### Given task
Among the lines below, list those containing the string "this".

◇ ◇ ◇ ◇ ◇

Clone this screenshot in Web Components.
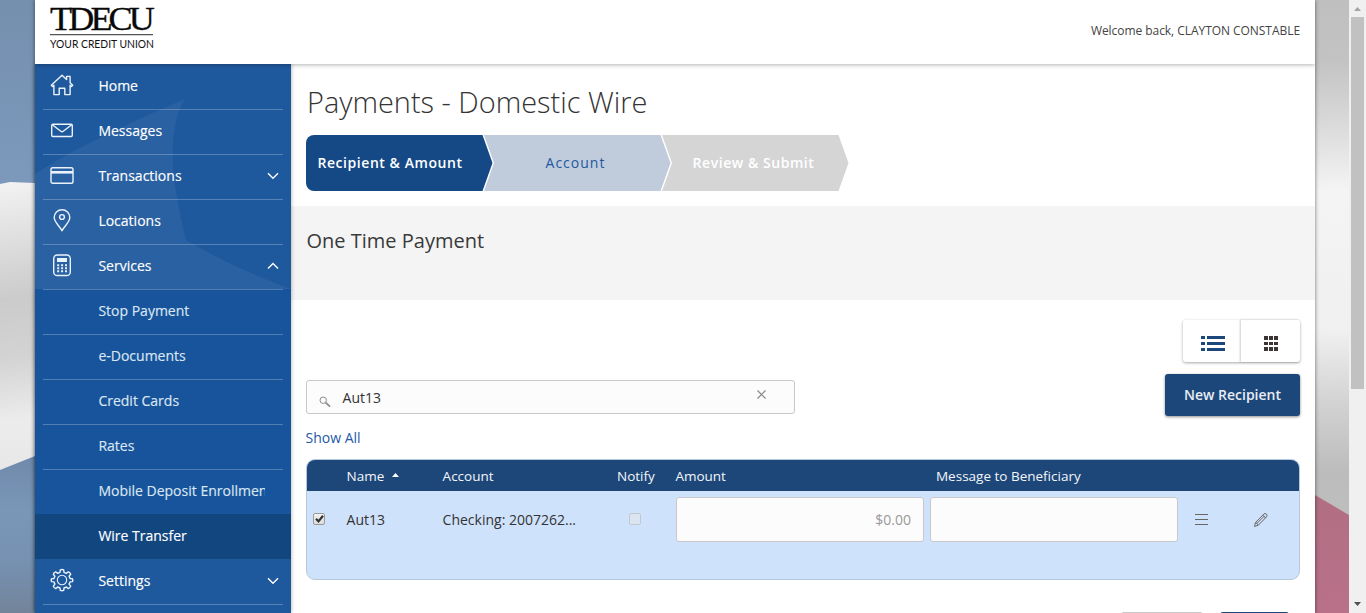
<!DOCTYPE html>
<html lang="en">
<head>
<meta charset="utf-8">
<title>Payments - Domestic Wire</title>
<style>
html,body{margin:0;height:613px;overflow:hidden}
body{font:14px/20px "Open Sans",sans-serif;color:#333;background:#fff}
</style>
</head>
<body>
<bank-app></bank-app>
<script>
const define=(name,html,init)=>customElements.define(name,class extends HTMLElement{
  constructor(){super();this.attachShadow({mode:'open'})}
  connectedCallback(){const t=document.createElement('template');t.innerHTML=html;this.shadowRoot.replaceChildren(t.content.cloneNode(true));if(init)init(this,this.shadowRoot)}
});

const ICONS={
home:'<path d="M1.3 12.3 12 2.2l4.6 4.3V3.4h3.5v6.4l2.6 2.5-1.2 1.2-1.4-1.2v9.3h-5.3v-6.4H9.2v6.4H3.9v-9.3l-1.4 1.2z"/>',
mail:'<rect x="1.7" y="6.2" width="20.6" height="12.3" rx="1.2"/><path d="m2.3 6.8 8.5 6.5q1.2 1 2.4 0l8.5-6.5"/>',
card:'<rect x="1" y="4.7" width="22" height="15.6" rx="1.8"/><path d="M1 9.3h22" stroke-width="2.6"/>',
pin:'<path d="M12 22.8C10.7 19.3 4.2 14.5 4.2 9.6a7.8 7.8 0 0 1 15.6 0C19.8 14.5 13.3 19.3 12 22.8z"/><circle cx="12" cy="9" r="2.4"/>',
calc:'<rect x="3.7" y="2" width="16.6" height="20.5" rx="3.6"/><path d="M7 7h10" stroke-width="4"/><path d="M7.2 12.3h9.8M7.2 15.3h9.8M7.2 18.3h9.8" stroke-width="2" stroke-dasharray="2 1.9"/>',
gear:'<circle cx="12" cy="12" r="4.7" stroke-width="1.1"/><path d="M10.3 1.9q1.7-.8 3.4 0l.3 2.5 2.3 1 2-1.6q1.8.6 2.4 2.4l-1.6 2 1 2.3 2.3.3q.8 1.3 0 2.8l-2.3.3-1 2.2 1.6 2q-.6 1.9-2.4 2.5l-2-1.6-2.3 1-.3 2.3q-1.7.8-3.4 0L10 20l-2.3-1-2 1.6q-1.8-.6-2.4-2.5l1.6-2-1-2.2-2.3-.3q-.8-1.5 0-2.8l2.3-.3 1-2.3-1.6-2q.6-1.8 2.4-2.4l2 1.6 2.3-1z"/>'
};

define('photo-edge',`<style>:host{display:block;flex:none;height:613px}svg{display:block;width:100%;height:100%}</style><div></div>`,(h,r)=>{
 r.querySelector('div').innerHTML=h.getAttribute('side')==='left'?
 `<svg viewBox="0 0 35 613" style="height:613px"><defs><linearGradient id="s" x2="0" y2="1"><stop stop-color="#758fae"/><stop offset="1" stop-color="#7c99bc"/></linearGradient><linearGradient id="g" gradientUnits="userSpaceOnUse" x1="0" y1="184" x2="40" y2="470"><stop stop-color="#f2f2f2"/><stop offset=".12" stop-color="#e6e6e6"/><stop offset=".4" stop-color="#cbcbcb"/><stop offset=".6" stop-color="#d3d3d3"/><stop offset=".82" stop-color="#ececec"/><stop offset="1" stop-color="#e7e7e7"/></linearGradient><linearGradient id="b" x2="0" y2="1"><stop stop-color="#7089ab"/><stop offset=".35" stop-color="#7a97b8"/><stop offset=".7" stop-color="#7690b0"/><stop offset="1" stop-color="#72849a"/></linearGradient></defs><path fill="url(#s)" d="M0 0h35v184H0z"/><path fill="url(#g)" d="M0 184 10 182 35 183V460L0 472z"/><path fill="url(#b)" d="M0 470 35 456V613H0z"/></svg>`:
 `<svg viewBox="0 0 34 613" style="height:613px"><defs><linearGradient id="g" gradientUnits="userSpaceOnUse" x1="0" y1="0" x2="12" y2="613"><stop stop-color="#bfbfbf"/><stop offset=".1" stop-color="#c3c3c3"/><stop offset=".2" stop-color="#d9d9d9"/><stop offset=".31" stop-color="#f4f4f4"/><stop offset=".54" stop-color="#f0f0f0"/><stop offset=".66" stop-color="#d2d2d2"/><stop offset=".77" stop-color="#bcbcbc"/><stop offset="1" stop-color="#c2c2c2"/></linearGradient><linearGradient id="p" x2="0" y2="1"><stop stop-color="#b16f83"/><stop offset="1" stop-color="#b9718a"/></linearGradient></defs><path fill="url(#g)" d="M0 0h34v613H0z"/><path fill="url(#p)" d="M0 495 34 515V613H0z"/></svg>`});

define('page-scrollbar',`<style>:host{display:flex;flex-direction:column;align-items:center;width:17px;height:613px;background:#f0f0f0;flex:none}svg{display:block}.thumb{width:13px;height:372px;background:#c1c1c1}.gap{flex:1}</style><svg width="17" height="17"><path d="M5 11h7L8.5 7z" fill="#a3a3a3"/></svg><div class="thumb"></div><div class="gap"></div><svg width="17" height="17"><path d="M5 6h7L8.5 10z" fill="#505050"/></svg>`);

define('brand-logo',`<style>:host{display:block}svg{display:block;overflow:visible}</style><svg width="112" height="50" viewBox="0 0 112 50"><text x="1" y="26.4" font-family="Liberation Serif,serif" font-size="33.5" letter-spacing="-3.6" textLength="101" lengthAdjust="spacingAndGlyphs" fill="#090909" stroke="#090909" stroke-width=".3">TDECU</text><path d="M1 30.6h103" stroke="#555" stroke-width="1.4"/><text x="1" y="43.5" font-family="Lato,sans-serif" font-size="11.9" textLength="104" lengthAdjust="spacingAndGlyphs" fill="#111">YOUR CREDIT UNION</text></svg>`);

define('app-header',`<style>:host{display:flex;box-sizing:border-box;height:64px;padding:4px 15px 0 14px;justify-content:space-between;background:#fff;box-shadow:0 1px 4px rgba(0,0,0,.3);position:relative;z-index:2;clip-path:inset(0 0 -6px 0)}span{font-size:12px;letter-spacing:-.05px;line-height:18px;margin-top:18px;color:#444}</style><brand-logo></brand-logo><span>Welcome back, CLAYTON CONSTABLE</span>`);

define('nav-item',`<style>:host{display:block;height:45px;box-sizing:border-box;padding:0 8px;color:#fff}.r{display:flex;align-items:center;height:45px;box-sizing:border-box;border-top:1px solid rgba(255,255,255,.25);padding-bottom:3px}:host([plain]) .r{border-color:transparent}:host([active]){background:#12467f}:host([sub]:not([active])){color:#dce6f2}.i{width:24px;height:24px;margin:-1px 24.4px 0 7px;flex:none}.i svg{display:block;fill:none;stroke:#eaf2fb;stroke-width:1.4;stroke-linejoin:round}.t{width:167px;flex:none;overflow:hidden;white-space:nowrap;-webkit-text-stroke:.15px currentColor}.c{flex:none;width:12px;height:8px;margin:1px 0 0 2px}.c svg{display:block;fill:none;stroke:#fff;stroke-width:1.4}</style><div class="r"><div class="i"></div><div class="t"><slot></slot></div><div class="c"></div></div>`,(h,r)=>{
 const i=h.getAttribute('icon'),c=h.getAttribute('chevron');
 if(i)r.querySelector('.i').innerHTML='<svg width="24" height="24" viewBox="0 0 24 24">'+ICONS[i]+'</svg>';
 if(c)r.querySelector('.c').innerHTML='<svg width="12" height="8" viewBox="0 0 12 8"><path d="'+(c==='up'?'M1 6.5l5-5 5 5':'M1 1.2l5 5 5-5')+'"/></svg>';
});

define('side-nav',`<style>:host{display:block;width:256px;height:549px;overflow:hidden;flex:none;background:#1f599d;background-image:url("data:image/svg+xml,%3Csvg xmlns='http://www.w3.org/2000/svg' width='256' height='549'%3E%3Cpath d='M0 110Q45 80 150 35Q125 75 151 176Q200 205 256 225V470H0z' fill='%23fff' fill-opacity='.05'/%3E%3C/svg%3E");box-shadow:0 0 4px rgba(0,0,0,.35)}.sub{background:#17549b}</style>
<nav><nav-item plain icon="home">Home</nav-item><nav-item icon="mail">Messages</nav-item><nav-item icon="card" chevron="down">Transactions</nav-item><nav-item icon="pin">Locations</nav-item><nav-item icon="calc" chevron="up">Services</nav-item>
<div class="sub"><nav-item sub>Stop Payment</nav-item><nav-item sub>e-Documents</nav-item><nav-item sub>Credit Cards</nav-item><nav-item sub>Rates</nav-item><nav-item sub>Mobile Deposit Enrollment</nav-item><nav-item sub active plain>Wire Transfer</nav-item></div>
<nav-item plain icon="gear" chevron="down">Settings</nav-item><nav-item></nav-item></nav>`);

define('wizard-step',`<style>:host{display:flex;box-sizing:border-box;width:188px;height:56px;align-items:center;justify-content:center;padding-right:20px;letter-spacing:1px;background:var(--bg);color:var(--fg);clip-path:polygon(0 0,176.5px 0,186.5px 50%,176.5px 100%,0 100%)}:host([first]){border-radius:8px 0 0 8px}:host(:not([first])){margin-left:-10px;padding-left:12px;padding-right:17px;clip-path:polygon(0 0,176.5px 0,186.5px 50%,176.5px 100%,0 100%,10px 50%)}:host([strong]){font-weight:600;letter-spacing:.55px}</style><slot></slot>`);
define('wizard-steps',`<style>:host{display:flex;margin:13px 0 0 15px;width:560px}.a{--bg:#144986;--fg:#fff}.b{--bg:#c0ccdb;--fg:#2258a0}.c{--bg:#d5d5d5;--fg:#fff}</style><wizard-step first strong class="a">Recipient &amp; Amount</wizard-step><wizard-step class="b">Account</wizard-step><wizard-step strong class="c">Review &amp; Submit</wizard-step>`);

define('view-toggle',`<style>:host{display:flex;width:117px;height:42px;margin:20px 0 0 auto;border-radius:3px;box-shadow:0 1px 3px rgba(0,0,0,.35);background:#fff}div{flex:1;display:flex;align-items:center;justify-content:center;padding:3px 0 0 2px}div+div{flex:none;padding-left:0;width:59px;box-shadow:-1px 0 2px rgba(0,0,0,.2)}svg{display:block}</style><div><svg width="24" height="16" fill="#1c477a"><path d="M0 1h4v3H0zm6 0h18v3H6zM0 7h4v3H0zm6 0h18v3H6zM0 13h4v3H0zm6 0h18v3H6z"/></svg></div><div><svg width="16" height="16" fill="#3d3535"><path d="M1 1h4v4H1zm5 0h4v4H6zm5 0h4v4h-4zM1 7h4v3H1zm5 0h4v3H6zm5 0h4v3h-4zM1 12h4v4H1zm5 0h4v4H6zm5 0h4v4h-4z"/></svg></div>`);

define('search-box',`<style>:host{display:flex;box-sizing:border-box;width:489px;height:34px;border:1px solid #c8c8c8;border-radius:3px;background:#fcfcfc;align-items:center;padding:0 28px 0 12px}.l{margin-top:10px}span{margin-left:11.6px;flex:1;color:#333;padding-top:2px}.x{margin-bottom:5px}svg{display:block;flex:none}</style><svg class="l" width="12" height="12" fill="none" stroke="#8b8b8b"><circle cx="4.2" cy="4.2" r="3.2"/><path d="M6.7 6.7l4.3 4" stroke-width="1.8"/></svg><span>Aut13</span><svg class="x" width="9" height="9" stroke="#888" stroke-width="1.2"><path d="M.5.5l8 8m0-8l-8 8"/></svg>`);

define('primary-button',`<style>:host{display:flex;width:135px;height:42px;align-items:center;justify-content:center;background:#1c477a;color:#e8edf3;border-radius:3px;box-shadow:0 1px 3px rgba(0,0,0,.45);font-weight:600}</style><slot></slot>`);

define('check-box',`<style>:host{display:block;box-sizing:border-box;width:12px;height:12px;border:1px solid #9a9a9a;border-radius:2px;background:linear-gradient(#f2f2f2,#ddd)}:host([disabled]){border-color:#c1c8d0;background:#dae5f0}svg{display:none;margin:-1px 0 0 0}:host([checked]) svg{display:block}</style><svg width="11" height="11"><path d="M2 5.7l2.5 2.7L9 2.7" stroke="#333" stroke-width="2.2" fill="none"/></svg>`);

define('recipient-table',`<style>:host{display:block;box-sizing:border-box;height:121px;margin:11px 0 0;border:1px solid #b4c8de;border-radius:9px;overflow:hidden;background:#cfe2fc}.h,.r{display:grid;grid-template-columns:39.6px 96px 174.4px 58.4px 260.6px 363px;align-items:center}.h{height:31px;background:#1d4779;color:#f3f6fa;font-size:13.5px}.h span{padding-top:1px}.r{height:57px;grid-template-columns:6px 33.6px 96px 180.4px 47px 6px 248px 6px 248px 16px 16px 43px 16px}.r check-box{margin-top:-1px}.f{height:45px;box-sizing:border-box;border:1px solid #c8c8c8;border-radius:3px;background:#fcfcfc;text-align:right;padding:12px 12px;color:#999}svg{display:block}.s{display:inline-block;vertical-align:4px;margin-left:8px}</style>
<div class="h"><i></i><span>Name<svg class="s" width="7" height="4"><path d="M0 4h7L3.5 0z" fill="#fff"/></svg></span><span>Account</span><span>Notify</span><span>Amount</span><span>Message to Beneficiary</span></div>
<div class="r"><i></i><check-box checked></check-box><span>Aut13</span><span>Checking: 2007262...</span><check-box disabled style="margin-left:6px"></check-box><i></i><div class="f">$0.00</div><i></i><div class="f"></div><i></i><svg width="16" height="12" stroke="#666"><path d="M1 .5h13M1 5.5h13M1 10.5h13"/></svg><i></i><svg width="16" height="16" fill="none" stroke="#666"><path d="M1.5 14.5l1-4 8-8.2q1.5-1.5 2.9-.2t.1 2.8l-8.1 8.2zM2.5 10.5q2 .5 2.6 2.6M9.5 3.3q2 .5 2.9 2.7M4.2 11.2l6.9-7"/></svg></div>`);

define('payment-page',`<style>:host{display:block;width:1024px;height:549px;overflow:hidden;background:#fff}h1{font-weight:300;font-size:28.9px;line-height:40px;margin:18px 0 0 16px;color:#333;padding:0}.band{height:94px;box-sizing:border-box;background:#f4f4f4;margin-top:15px;padding:20px 15.5px}h2{font-weight:400;font-size:20px;line-height:30px;margin:0;color:#3a3a3a}.body{padding:0 15px}.tools{display:flex;justify-content:space-between;align-items:center;margin-top:12px;height:42px}search-box{margin-top:4px}a{display:block;margin:12px 0 0 -.5px;color:#2459a5;width:max-content}.foot{display:flex;justify-content:flex-end;gap:17px;margin:32px 11px 0}.foot i{width:82px;height:30px;border-radius:3px;background:#c8c8c8}.foot i+i{width:69px;background:#1c477a}</style>
<h1>Payments - Domestic Wire</h1><wizard-steps></wizard-steps><div class="band"><h2>One Time Payment</h2></div>
<div class="body"><view-toggle></view-toggle><div class="tools"><search-box></search-box><primary-button>New Recipient</primary-button></div><a>Show All</a><recipient-table></recipient-table><div class="foot"><i></i><i></i></div></div>`);

define('bank-app',`<style>:host{display:flex;width:1366px;height:613px;overflow:hidden}main{width:1280px;height:613px;flex:none;position:relative;box-shadow:0 0 4px rgba(0,0,0,.55)}.cols{display:flex}photo-edge{width:35px}photo-edge+main+photo-edge{width:34px}page-scrollbar{position:relative}side-nav{position:relative;z-index:1}</style><photo-edge side="left"></photo-edge><main><app-header></app-header><div class="cols"><side-nav></side-nav><payment-page></payment-page></div></main><photo-edge side="right"></photo-edge><page-scrollbar></page-scrollbar>`);
</script>
</body>
</html>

◇ ◇ ◇ ◇ ◇

### Output of the exercise
Clone this screenshot in Web Components.
  constructor(){super();this.attachShadow({mode:'open'})}
  connectedCallback(){const t=document.createElement('template');t.innerHTML=html;this.shadowRoot.replaceChildren(t.content.cloneNode(true));if(init)init(this,this.shadowRoot)}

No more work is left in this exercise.